The truth is, 90% of mothers don’t have these limitations, yet only 75% of them choose to breastfeed after birth. The numbers trickle down quickly and only about 25% of moms still breastfeed after six months. This is sad news because even though breastmilk and infant formula share many similar nutrients, breastmilk offers many more valuable ingredients that will never make it into industrially-processed formula (see chart on the right).
I think all moms who have breastfed their babies for a year or more will tell you the same. Yes, nursing is a tough habit to pick up. It does take a lot of practice, for both mom and baby. It does require commitment and huge amounts of support, especially from your partner, your family, nurses and pediatricians. Breastfeeding is a challenge, but one that women around the world have taken on for tens of thousands of years. And breastfeeding is usually cheaper than formula. A mother will spend a few hundred dollars in extra food for herself and possibly a breastpump, but it doesn’t compare to the average $1500 spent on infant formula for the first year.

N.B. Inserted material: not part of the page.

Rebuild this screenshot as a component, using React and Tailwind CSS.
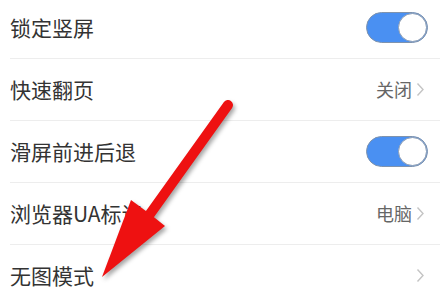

With infant formula manufacturing companies heavily marketing their products (after all, they do make billions of dollars from it yearly!), 80% of hospitals releasing new moms with formula samples in their diaper bags, and an overall lack of education and support, making the choice to breastfeed is an uphill battle. And honestly, it shouldn’t be this difficult to do what our bodies were meant to do. But in 2011 it seems to be harder than ever.
If you’ve nursed your own babies and believe in the value of breastmilk, look around you and see who could use your help. Sometimes, one highly supportive person is all it takes to put a new mom on the right track.
As Mother Theresa once said, “Never worry about numbers. Help one person at a time, and always start with the person nearest you.”